A good source of info on the border events in Cyprus is the Greek English language newspaper www.ekathimerini.com and the Turkish English language newspaper www.turkishdailynews.com

It is now possible to cross from Southern (Greek) Cyprus to Northern (Turkish) Cyprus and vice versa but if you enter Cyprus from Turkey you must return the same route. The same applies to Greece if you enter from Greece you must return that way. Hopefully in the future you will be able to do a round trip in via Turkey and out via Greece or vise versa.

As EU citizens you can cross over (either way) at will, but at the Turkish side you have to show your passport, and at Greek side they are strictly searching you/vehicles to stop ANY tobacco or alcohol being brought across.

EU citizens travelling from the Greek side have to pay £10 each visit for vehicle insurance.

That's the good news. The bad news is, at present the only way to travel to Cyprus with your motorhome is via Turkey and that's a long way.

You can get your van to Southern (Greek) Cyprus from Greece is by RO RO freight ferry ( http://www.viamare.com/freight/index.htm) but the cost is horrendous.

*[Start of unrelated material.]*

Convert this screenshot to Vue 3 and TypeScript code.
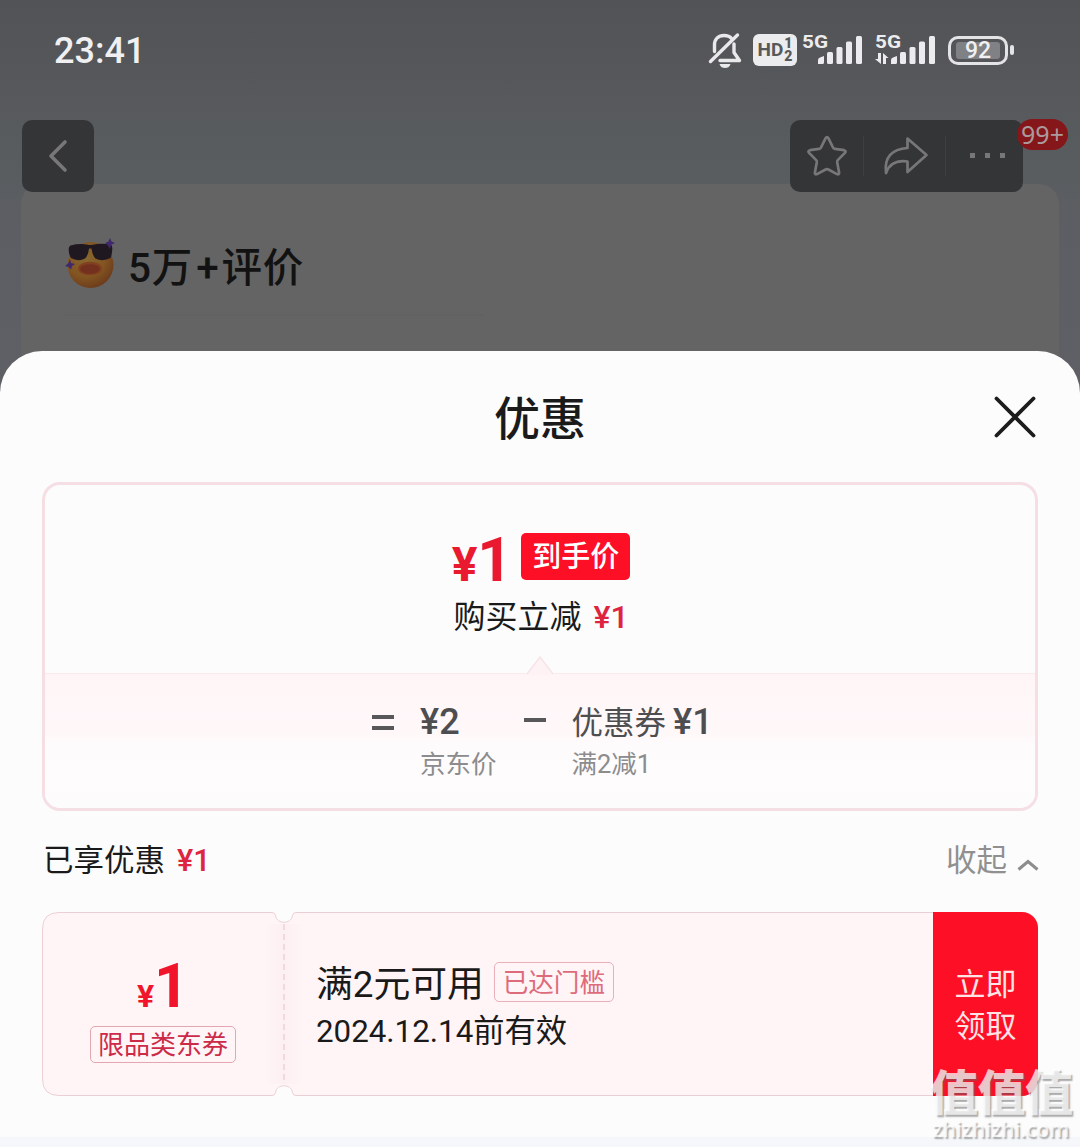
<script setup lang="ts">
import { ref } from 'vue';

interface SignalItem {
  id: number;
  transfer: boolean;
}

const signals: SignalItem[] = [
  { id: 1, transfer: false },
  { id: 2, transfer: true },
];

const time = ref('23:41');
const battery = ref(92);
const messageCount = ref('99+');

const coupon = {
  amount: 1,
  type: '限品类东券',
  title: '满2元可用',
  status: '已达门槛',
  expire: '2024.12.14前有效',
};
</script>

<template>
  <div class="page">
    <header class="status-bar">
      <span class="time">{{ time }}</span>
      <div class="status-icons">
        <svg class="bell" width="36" height="40" viewBox="0 0 36 40">
          <g fill="none" stroke="#e9e9eb" stroke-width="3.400" stroke-linecap="round" stroke-linejoin="round">
            <path d="M7.500 21.500V15c0-6 4-9.500 9.500-9.500 3.500 0 6 1 7.500 3" />
            <path d="M27 14v8.500l5.500 8H13" />
            <path d="M30.500 5L3.500 31.500" />
          </g>
          <path d="M12.500 34h11c-1 3-3 4-5.500 4s-4.500-1-5.500-4z" fill="#e9e9eb" />
        </svg>
        <div class="hd">
          <span>HD</span>
          <span class="hd-num"><i>1</i><i>2</i></span>
        </div>
        <svg v-for="s in signals" :key="s.id" class="signal" width="61" height="34" viewBox="0 0 61 34">
          <text x="0" y="14.500" textLength="26" lengthAdjust="spacingAndGlyphs" class="net">5G</text>
          <g fill="#ececee">
            <path d="M16 31v-4q0-2 2-2.500l4-1.500v6.500q0 1.500-1.500 1.500z" />
            <rect x="25" y="19" width="6" height="12" rx="1.500" />
            <rect x="34.500" y="14" width="6" height="17" rx="1.500" />
            <rect x="44" y="8.500" width="6" height="22.500" rx="1.500" />
            <rect x="54" y="3" width="6" height="28" rx="1.500" />
            <path v-if="s.transfer" d="M3 20h3v11L0 26h3zM8 31V20l5.500 5H11v6z" />
          </g>
        </svg>
        <div class="battery">
          <div class="battery-body"><span>{{ battery }}</span></div>
          <div class="battery-cap"></div>
        </div>
      </div>
    </header>

    <nav class="nav">
      <button class="nav-back">
        <svg width="20" height="36" viewBox="0 0 20 36">
          <path d="M17 4L3 18l14 14" fill="none" stroke="#77777a" stroke-width="3.600" stroke-linecap="round" stroke-linejoin="round" />
        </svg>
      </button>
      <div class="nav-actions">
        <div class="action">
          <svg width="42" height="42" viewBox="0 0 42 42">
            <path d="M19.600 3.200q1.400-2.200 2.800 0l4.600 9.300q.6 1.200 2 1.400l9 1.300q2.600.6.900 2.700l-6.900 7q-1 1-.8 2.400l1.900 10.300q.1 2.500-2.200 1.500l-8.500-4.600q-1.400-.7-2.800 0l-8.500 4.600q-2.300 1-2.200-1.500l1.900-10.300q.2-1.400-.8-2.400l-6.900-7q-1.700-2.100.9-2.700l9-1.300q1.400-.2 2-1.400z" fill="none" stroke="#77777a" stroke-width="2.700" />
          </svg>
        </div>
        <div class="action share">
          <svg width="46" height="42" viewBox="0 0 46 42">
            <path d="M24.500 3.500L43.500 20 24.500 37V26.500C14 25 6 29 3 38 1 22 9 14 24.500 13z" fill="none" stroke="#77777a" stroke-width="2.700" stroke-linejoin="round" />
          </svg>
        </div>
        <div class="action dots"><i></i><i></i><i></i></div>
        <span class="badge">{{ messageCount }}</span>
      </div>
    </nav>

    <section class="comment-card">
      <div class="comment-title">
        <svg width="52" height="52" viewBox="0 0 52 52">
          <defs>
            <radialGradient id="face" cx="0.400" cy="0.350" r="0.700">
              <stop offset="0" stop-color="#88682f" />
              <stop offset="0.600" stop-color="#825421" />
              <stop offset="1" stop-color="#6b3a1c" />
            </radialGradient>
          </defs>
          <circle cx="26.500" cy="27" r="23" fill="url(#face)" />
          <path d="M6.500 7.500q9-2.500 17.500-.8 2 .8 4.500 0 9-2 18-.2 2 .6 1.800 4.500-.3 6-1.800 9-8 4-15 .5-3-3-4-10h-2.500q-.8 7-4 10-7 3.500-14-.5Q4.500 16 4.700 11q.2-3 1.800-3.500z" fill="#1f1820" />
          <ellipse cx="26" cy="30.500" rx="12" ry="6.800" fill="#81401f" />
          <ellipse cx="26" cy="31" rx="10" ry="4.800" fill="#74301f" />
          <path d="M46 0l1.500 3.500L51 5l-4 2-1 4-2.500-4L41 5l3.500-1.500zM6 21l1 4 4 1-3 2-1 3.500-2.500-2.500L1 28l3.500-3z" fill="#40286d" />
        </svg>
        <span>5万<b>+</b>评价</span>
      </div>
      <div class="comment-line"></div>
    </section>

    <main class="sheet">
      <div class="sheet-header">
        <h1>优惠</h1>
        <button class="close">
          <svg width="42" height="42" viewBox="0 0 42 42">
            <path d="M2.500 2.500l37 37M39.500 2.500l-37 37" stroke="#1c1c1c" stroke-width="3.800" stroke-linecap="round" />
          </svg>
        </button>
      </div>

      <section class="price-box">
        <div class="price-top">
          <div class="final-price">
            <span class="yen">¥</span>
            <span class="num">1</span>
            <span class="price-tag">到手价</span>
          </div>
          <div class="reduce">购买立减<em>¥1</em></div>
        </div>
        <div class="formula">
          <svg class="arrow" width="28" height="20" viewBox="0 0 28 20">
            <path d="M1 19L14 2l13 17v1H1z" fill="#fef2f5" />
            <path d="M1 19L14 2l13 17" fill="none" stroke="#f6e4e9" stroke-width="1.500" />
          </svg>
          <div class="equal"><i></i><i></i></div>
          <div class="term first">
            <div class="value"><b>¥2</b></div>
            <div class="label">京东价</div>
          </div>
          <div class="minus"></div>
          <div class="term">
            <div class="value">优惠券<b class="gap">¥1</b></div>
            <div class="label">满2减1</div>
          </div>
        </div>
      </section>

      <div class="enjoyed">
        <span>已享优惠<em>¥1</em></span>
        <span class="fold">
          收起
          <svg width="22" height="14" viewBox="0 0 22 14">
            <path d="M1.500 11.500L11 3.500l9.500 8" fill="none" stroke="#8d8d8d" stroke-width="3" />
          </svg>
        </span>
      </div>

      <section class="coupon">
        <svg class="coupon-bg" width="996" height="185" viewBox="0 0 996 185">
          <defs>
            <linearGradient id="fold" x1="0" x2="1">
              <stop offset="0" stop-color="#fbeaed" stop-opacity="0" />
              <stop offset="0.500" stop-color="#fbeaed" />
              <stop offset="1" stop-color="#fbeaed" stop-opacity="0" />
            </linearGradient>
          </defs>
          <path d="M17 .5H230q3 0 3.500 3c1 9 16 9 17 0q.5-3 3.500-3H979q16.500 0 16.500 16.500V167q0 16.500-16.500 16.500H254q-3 0-3.500-3c-1-9-16-9-17 0q-.5 3-3.500 3H17Q.5 183.500.5 167V17Q.5.5 17 .5z" fill="#fff5f6" stroke="#eccfd5" />
          <rect x="222" y="12" width="40" height="160" fill="url(#fold)" opacity="0.500" />
          <path d="M242 12V172" stroke="#f3d9de" stroke-width="2" stroke-dasharray="6 4" />
        </svg>
        <div class="coupon-left">
          <div class="coupon-amount"><small>¥</small>{{ coupon.amount }}</div>
          <div class="coupon-type">{{ coupon.type }}</div>
        </div>
        <div class="coupon-info">
          <div class="coupon-title">
            <span>{{ coupon.title }}</span>
            <span class="reached">{{ coupon.status }}</span>
          </div>
          <div class="expire">{{ coupon.expire }}</div>
        </div>
        <button class="receive">立即<br />领取</button>
      </section>
    </main>

    <div class="watermark">
      <div class="wm-name">值值值</div>
      <div class="wm-site">zhizhizhi.com</div>
    </div>
  </div>
</template>

<style>
body {
  margin: 0;
}
</style>

<style scoped>
.page {
  position: relative;
  display: flex;
  flex-direction: column;
  width: 1080px;
  height: 1147px;
  overflow: hidden;
  box-sizing: border-box;
  background: linear-gradient(#525356 0, #56575a 80px, #585b5e 130px, #595d60 180px, #5d5e63 220px, #5f6066 400px, #f5f7fb 401px);
  font-family: Roboto, "Noto Sans CJK SC", sans-serif;
  color: #1a1a1a;
}

button {
  border: none;
  padding: 0;
  font-family: inherit;
  cursor: pointer;
}

em,
i {
  font-style: normal;
}

.status-bar {
  display: flex;
  flex: none;
  justify-content: space-between;
  align-items: center;
  height: 100px;
  padding: 0 66px 0 54px;
  color: #f0f0f2;
}

.time {
  padding-top: 2px;
  font-size: 36px;
  font-weight: 500;
  line-height: 40px;
}

.status-icons {
  display: flex;
  align-items: center;
}

.hd {
  display: flex;
  align-items: center;
  justify-content: center;
  width: 44px;
  height: 32px;
  margin: 0 5px 0 10px;
  border-radius: 6px;
  background: #ececee;
  color: #57585b;
  font: 700 19px/32px Roboto, sans-serif;
}

.hd-num {
  display: flex;
  flex-direction: column;
  margin-left: 1px;
  font-size: 14px;
  line-height: 13px;
  font-weight: 900;
}

.signal {
  margin-right: 12px;
  overflow: visible;
}

.net {
  fill: #ececee;
  font: 700 19px Roboto, sans-serif;
}

.battery {
  display: flex;
  align-items: center;
  gap: 2px;
}

.battery-body {
  display: flex;
  box-sizing: border-box;
  width: 60px;
  height: 29px;
  padding: 3px 5px;
  border: 3px solid #e4e4e6;
  border-radius: 10px;
}

.battery-body span {
  flex: 1;
  border-radius: 3px;
  background: #808184;
  font-size: 23px;
  font-weight: 500;
  line-height: 18px;
  text-align: center;
}

.battery-cap {
  width: 4px;
  height: 10px;
  border-radius: 2px;
  background: #e4e4e6;
}

.nav {
  position: relative;
  z-index: 1;
  display: flex;
  flex: none;
  justify-content: space-between;
  padding: 20px 57px 0 22px;
}

.nav-back {
  display: flex;
  align-items: center;
  justify-content: center;
  width: 72px;
  height: 72px;
  border-radius: 10px;
  background: #343537;
}

.nav-actions {
  position: relative;
  display: flex;
  align-items: center;
  width: 233px;
  height: 72px;
  border-radius: 10px;
  background: #343537;
}

.action {
  display: flex;
  flex: none;
  align-items: center;
  justify-content: center;
  box-sizing: border-box;
  width: 73px;
  height: 40px;
}

.action + .action {
  border-left: 1px solid #3e3f41;
}

.action.share {
  width: 82px;
  padding-left: 3px;
}

.action.dots {
  gap: 10px;
  width: 78px;
  padding-left: 6px;
  padding-bottom: 2px;
}

.dots i {
  width: 5px;
  height: 5px;
  background: #77777a;
}

.badge {
  position: absolute;
  left: 227px;
  top: -1px;
  width: 51px;
  height: 31px;
  border-radius: 16px;
  background: #85161a;
  color: #ab9a9b;
  font: 25px/31px "Noto Sans", sans-serif;
  text-align: center;
}

.comment-card {
  flex: none;
  box-sizing: border-box;
  height: 230px;
  margin: -8px 21px 0;
  padding: 54px 43px 0;
  border-radius: 20px;
  background: #646464;
}

.comment-title {
  display: flex;
  align-items: center;
  height: 52px;
  font-size: 40.500px;
  line-height: 52px;
  color: #121212;
  font-weight: 500;
}

.comment-title span {
  margin-left: 12px;
  padding-top: 8px;
  letter-spacing: 0.8px;
}

.comment-title b {
  font-weight: 500;
  margin: 0 2px 0 3px;
}

.comment-line {
  width: 420px;
  height: 2px;
  margin-top: 24px;
  background: #626262;
}

.sheet {
  position: relative;
  z-index: 2;
  flex: none;
  box-sizing: border-box;
  height: 786px;
  margin-top: -63px;
  padding: 0 42px;
  border-radius: 42px 42px 0 0;
  background: #fcfcfc;
}

.sheet-header {
  position: relative;
  display: flex;
  align-items: center;
  justify-content: center;
  height: 131px;
}

.sheet-header h1 {
  margin: 0;
  padding-top: 4px;
  font-size: 46px;
  font-weight: 500;
  line-height: 60px;
}

.close {
  position: absolute;
  right: 2px;
  top: 45px;
  display: flex;
  background: none;
}

.price-box {
  box-sizing: border-box;
  height: 329px;
  border: 3px solid #f5dfe4;
  border-radius: 18px;
  overflow: hidden;
}

.price-top {
  display: flex;
  flex-direction: column;
  align-items: center;
  height: 188px;
  box-sizing: border-box;
  padding: 47px 0 0 2px;
}

.final-price {
  display: flex;
  align-items: baseline;
  height: 60px;
  color: #e91a2f;
  font-weight: 700;
  line-height: 56px;
}

.yen {
  font-size: 48px;
}

.num {
  width: 38px;
  font-size: 61px;
}

.price-tag {
  align-self: flex-start;
  width: 109px;
  height: 47px;
  margin-left: 6px;
  margin-top: 1px;
  border-radius: 5px;
  background: #fd0f26;
  color: #fff;
  font-size: 29px;
  font-weight: 500;
  line-height: 49px;
  text-align: center;
}

.reduce {
  margin-top: 3px;
  font-size: 32px;
  line-height: 44px;
}

em {
  margin-left: 12px;
  color: #dd2440;
  font-weight: 500;
}

.formula {
  position: relative;
  display: flex;
  height: 135px;
  padding-left: 327px;
  box-sizing: border-box;
  border-top: 1px solid #fbebee;
  background: linear-gradient(#fff5f7 0, #fff8f9 60px, #fefbfc 70px, #fdfcfd 100%);
  color: #4e4e50;
}

.arrow {
  position: absolute;
  left: 481px;
  top: -19px;
}

.equal {
  display: flex;
  flex-direction: column;
  gap: 7px;
  margin-top: 41px;
}

.equal i,
.minus {
  width: 22px;
  height: 4px;
  background: #58585a;
}

.minus {
  margin: 44px 26px 0 27px;
}

.term {
  padding-top: 26px;
}

.first {
  margin-left: 26px;
}

.value {
  height: 44px;
  font-size: 31.500px;
  line-height: 44px;
}

.value b {
  font-size: 36px;
  font-weight: 500;
}

.value .gap {
  margin-left: 7px;
}

.label {
  margin-top: 2px;
  color: #8c8c8e;
  font-size: 25.500px;
  line-height: 36px;
}

.enjoyed {
  display: flex;
  justify-content: space-between;
  align-items: center;
  height: 99px;
  padding: 0 0 2px 1px;
  font-size: 30.500px;
  line-height: 44px;
}

.fold {
  display: flex;
  align-items: center;
  gap: 10px;
  color: #909090;
}

.fold svg {
  margin-top: 9px;
  margin-right: -1px;
}

.coupon {
  position: relative;
  display: flex;
  height: 184px;
}

.coupon-bg {
  position: absolute;
  left: 0;
  top: 0;
}

.coupon-left,
.coupon-info,
.receive {
  position: relative;
}

.coupon-left {
  display: flex;
  flex-direction: column;
  align-items: center;
  width: 242px;
  padding-top: 44px;
  box-sizing: border-box;
  color: #f0152b;
}

.coupon-amount {
  height: 60px;
  font-size: 61px;
  font-weight: 700;
  line-height: 60px;
}

.coupon-amount small {
  font-size: 32px;
}

.coupon-type {
  box-sizing: border-box;
  width: 146px;
  height: 37px;
  margin-top: 10px;
  border: 1px solid #e3a7b2;
  border-radius: 5px;
  color: #cc2b48;
  font-size: 26px;
  line-height: 36px;
  text-align: center;
}

.coupon-info {
  flex: 1;
  padding: 51px 0 0 32px;
}

.coupon-title {
  display: flex;
  align-items: center;
  height: 44px;
  font-size: 36.800px;
  line-height: 44px;
}

.reached {
  box-sizing: border-box;
  width: 120px;
  height: 40px;
  margin: -6px 0 0 10px;
  border: 1px solid #e9b0ba;
  border-radius: 5px;
  color: #de6b7b;
  font-size: 25.600px;
  line-height: 40px;
  text-align: center;
}

.expire {
  margin-top: 3px;
  font-size: 31.300px;
  line-height: 44px;
}

.receive {
  width: 105px;
  padding-top: 4px;
  border-radius: 0 16px 16px 0;
  background: #fd0f26;
  color: #ffe3e5;
  font-size: 31px;
  line-height: 42px;
}

.watermark {
  position: absolute;
  z-index: 3;
  left: 930px;
  top: 1062px;
  width: 142px;
  color: rgba(255, 255, 255, 0.72);
  text-align: center;
  text-shadow: 1.500px 1.500px 1.500px rgba(100, 100, 100, 0.55);
  white-space: nowrap;
}

.wm-name {
  height: 56px;
  font: 900 48px/54px "Noto Sans CJK SC", sans-serif;
  letter-spacing: -0.5px;
}

.wm-site {
  font: 600 21px/22px "Open Sans", sans-serif;
}
</style>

For further info on Cyprus see http://www.motorhome-list.org.uk/cyprus1.htm

Don


----------



## 91833 (May 1, 2005)

Thanks Don, appreciate your info. knowing it to be first class. Louis Lines and Viamare are as you say, either restrictive or extremely expensive. Didn't know about the Turkey / N. Cyprus routes as have considered it a "bridge too far". At least up to now. Food for thought. Apologies to nukeadmin for going off his original subject, at a tangent.


----------